Non-reactive mixing quality α (refer to Eq. (8)), Mono-Urethane selectivity SC, and Di-Urethane yield YD over SAR mixer length. T = 25C, FRR = 28, Re = 40

The reactive simulation is validated by a linear 1D kinetic model provided by the Ruhr University Bochum (RUB), which assumes ideal mixing and is purely based on the kinetics. The reactions are evaluated by means of the product selectivity Si and the yield Yi. Throughout the SAR mixer in all configurations, the product of the first reaction mono-urethane C is preferred, Selectivity SC ≈ 1, coinciding with the 1D model. The yield of the subsequent product di-urethane YD is up to four times larger in the CFD simulation compared to the 1D model. It suggests that the micro mixing is incomplete: Some regions exist where there is no di-isocyanate present to consume the alcohol and thus the slower reaction can take place. When comparing the capillary positions, a high potential of diffusive mixing Φ at the beginning of the channel corresponds to a larger yield of both products. The mono-urethane selectivity SC of the capillary outer wall position starts to slightly decrease after a channel length of z > 10 mm. However, it must be noted that the differences in selectivity are very small and are in the order of magnitude of numerical error; the total yield at the mixer outlet is YC + YD < 1e− 3. According to the theory, good mixing will shift the selectivity towards the result of the 1D model, SC = 1.

Conclusion and Outlook

The combination of Confocal Laser Scanning Microscopy using Laser Induced Fluorescence (CLSM-LIF) and CFD simulation yields reliable information about concentration distributions within a micro mixing device at low Reynolds numbers (30 < Re < 120). The time-independent simulation is locally refined to the smallest concentration length scale λconc to avoid the use of micro mixing models. The mixers’ inlets were adapted to facilitate flow rate ratios (FRR) between 15 and 60 without large velocity ratios. The validation of the concentration field implies a valid velocity field as well.

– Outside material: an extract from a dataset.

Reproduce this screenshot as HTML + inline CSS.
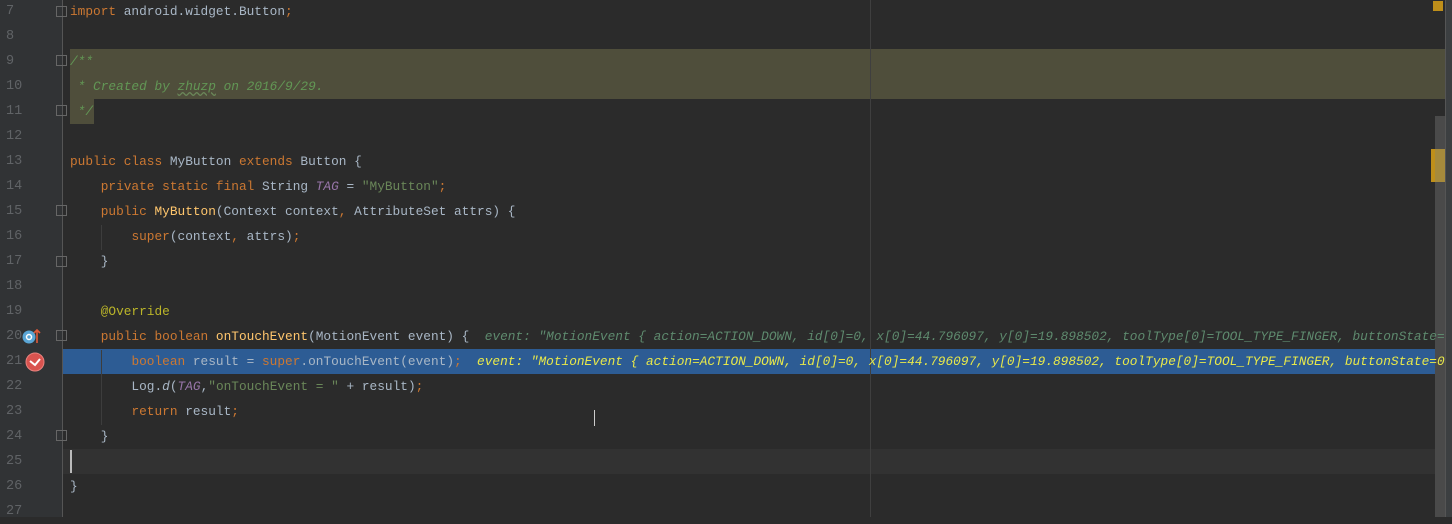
<!DOCTYPE html>
<html><head><meta charset="utf-8"><style>
*{margin:0;padding:0}
body{width:1452px;height:517px;overflow:hidden;background:#2b2b2b;position:relative;font-family:"Liberation Mono","Noto Sans CJK SC",monospace;font-size:12.8px;color:#a9b7c6}
.g{position:absolute;left:0;top:0;width:62px;height:517px;background:#313335;border-right:1px solid #3a3a3a}
.n{position:absolute;left:6px;width:20px;color:#606366;line-height:25px;font-size:13.5px}
.l{position:absolute;left:70px;white-space:pre;line-height:25px}
.k{color:#cc7832}.s{color:#6a8759}.c{color:#629755;font-style:italic}.p{color:#9876aa;font-style:italic}.a{color:#bbb529}.f{color:#ffc66d}
.h{color:#5e8a6e;font-style:italic}.hy{color:#e8e84a;font-style:italic}
.fold{position:absolute;left:56px;width:11px;height:11px;border:1px solid #666;box-sizing:border-box}
</style></head><body>
<div class="g"></div>
<div style="position:absolute;left:70px;top:49px;width:1375px;height:50px;background:#4f4e3b"></div>
<div style="position:absolute;left:70px;top:99px;width:24px;height:25px;background:#4f4e3b"></div>
<div style="position:absolute;left:62px;top:349px;width:1383px;height:25px;background:#2d5c94"></div>
<div style="position:absolute;left:62px;top:449px;width:1383px;height:25px;background:#323232"></div>
<div style="position:absolute;left:70px;top:450px;width:2px;height:23px;background:#bbb"></div>
<div style="position:absolute;left:870px;top:0;width:1px;height:517px;background:#3f3f3f"></div>
<div style="position:absolute;left:62px;top:0;width:1px;height:517px;background:#555"></div>
<div style="position:absolute;left:1435px;top:116px;width:10px;height:401px;background:#4a4a4a"></div>
<div style="position:absolute;left:1431px;top:149px;width:14px;height:33px;background:#a68a3c;border-left:4px solid #bf8f1a;box-sizing:border-box"></div>
<div style="position:absolute;left:1433px;top:1px;width:10px;height:10px;background:#bf8f1a"></div>
<div style="position:absolute;left:101px;top:225px;width:1px;height:25px;background:#3d3d3d"></div>
<div style="position:absolute;left:101px;top:350px;width:1px;height:75px;background:#3d3d3d"></div>

<div class="n" style="top:-1px">7</div><div class="n" style="top:24px">8</div><div class="n" style="top:49px">9</div><div class="n" style="top:74px">10</div><div class="n" style="top:99px">11</div><div class="n" style="top:124px">12</div><div class="n" style="top:149px">13</div><div class="n" style="top:174px">14</div><div class="n" style="top:199px">15</div><div class="n" style="top:224px">16</div><div class="n" style="top:249px">17</div><div class="n" style="top:274px">18</div><div class="n" style="top:299px">19</div><div class="n" style="top:324px">20</div><div class="n" style="top:349px">21</div><div class="n" style="top:374px">22</div><div class="n" style="top:399px">23</div><div class="n" style="top:424px">24</div><div class="n" style="top:449px">25</div><div class="n" style="top:474px">26</div><div class="n" style="top:499px">27</div>

<div class="fold" style="top:6px"></div><div class="fold" style="top:55px"></div><div class="fold" style="top:105px"></div><div class="fold" style="top:205px"></div><div class="fold" style="top:256px"></div><div class="fold" style="top:330px"></div><div class="fold" style="top:430px"></div>

<svg style="position:absolute;left:20px;top:327px" width="22" height="18"><circle cx="9" cy="10" r="6.5" fill="#5aa6d6"/><circle cx="9" cy="10" r="2.5" fill="none" stroke="#fff" stroke-width="1.5"/><path d="M17 16V3M14 6l3-3 3 3" stroke="#e05a3a" stroke-width="1.6" fill="none"/></svg>
<svg style="position:absolute;left:24px;top:351px" width="22" height="22"><circle cx="11" cy="11" r="9" fill="#d9534f" stroke="#e8837f"/><path d="M6 10l5 4 5-6" stroke="#fff" stroke-width="2" fill="none"/></svg>

<div class="l" style="top:-1px"><span class="k">import</span> android.widget.Button<span class="k">;</span></div>
<div class="l c" style="top:49px">/**</div>
<div class="l c" style="top:74px"> * Created by <u style="text-decoration:underline wavy #6a8759">zhuzp</u> on 2016/9/29.</div>
<div class="l c" style="top:99px"> */</div>
<div class="l" style="top:149px"><span class="k">public class</span> MyButton <span class="k">extends</span> Button {</div>
<div class="l" style="top:174px">    <span class="k">private static final</span> String <span class="p">TAG</span> = <span class="s">"MyButton"</span><span class="k">;</span></div>
<div class="l" style="top:199px">    <span class="k">public</span> <span class="f">MyButton</span>(Context context<span class="k">,</span> AttributeSet attrs) {</div>
<div class="l" style="top:224px">        <span class="k">super</span>(context<span class="k">,</span> attrs)<span class="k">;</span></div>
<div class="l" style="top:249px">    }</div>
<div class="l" style="top:299px">    <span class="a">@Override</span></div>
<div class="l" style="top:324px">    <span class="k">public boolean</span> <span class="f">onTouchEvent</span>(MotionEvent event) {  <span class="h">event: "MotionEvent { action=ACTION_DOWN, id[0]=0, x[0]=44.796097, y[0]=19.898502, toolType[0]=TOOL_TYPE_FINGER, buttonState=0</span></div>
<div class="l" style="top:349px">        <span class="k">boolean</span> result = <span class="k">super</span>.onTouchEvent(event)<span class="k">;</span>  <span class="hy">event: "MotionEvent { action=ACTION_DOWN, id[0]=0, x[0]=44.796097, y[0]=19.898502, toolType[0]=TOOL_TYPE_FINGER, buttonState=0</span></div>
<div class="l" style="top:374px">        Log.<i>d</i>(<span class="p">TAG</span>,<span class="s">"onTouchEvent = "</span> + result)<span class="k">;</span></div>
<div class="l" style="top:399px">        <span class="k">return</span> result<span class="k">;</span></div>
<div class="l" style="top:424px">    }</div>
<div class="l" style="top:474px">}</div>
<div style="position:absolute;left:1445px;top:0;width:7px;height:517px;background:#3c3f41;border-left:1px solid #555;box-sizing:border-box"></div>
<div style="position:absolute;left:594px;top:410px;width:1px;height:16px;background:#ccc"></div>
</body></html>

The results reveal the influence of the injection position on the micro mixing within the channel. Exploitation of radial secondary structures, such as Dean vortices, is beneficial to creating a high potential of diffusive mixing and thus reducing the mixing length. In regions of secondary structures, the concentration distribution is highly sensitive to the initial conditions and indicates the presence of chaotic advection. In the inlet geometry used in this work, the best capillary position in terms of mixing was found to be at the outer channel wall.

A reactive simulation was carried out and agrees with the 1D kinetic model. However, the reaction used in this work is very slow and therefore does not give reliable information about product selectivity. The results are overlaid with numerical error. To optimize the geometry in order to reduce fouling, a test reaction, such as the fourth Bourne or the Villermaux-Dushman reaction, could be more suitable.

The CLSM-LIF helps to validate and understand the complex interplay of micro mixing, residence time, and product selectivity. By using the CFD model, regions of incomplete mixing can be identified where the fluid viscosity increases due to a competitive-consecutive reaction ultimately leading to fouling. In future work, the SAR mixer will be investigated using the CLSM-LIF method. An experimental validation of the reactive flow within the SAR mixer is planned by using the Villermaux-Dushman test reaction. Further numerical simulations concerning the Villermaux-Dushman reaction are planned as well.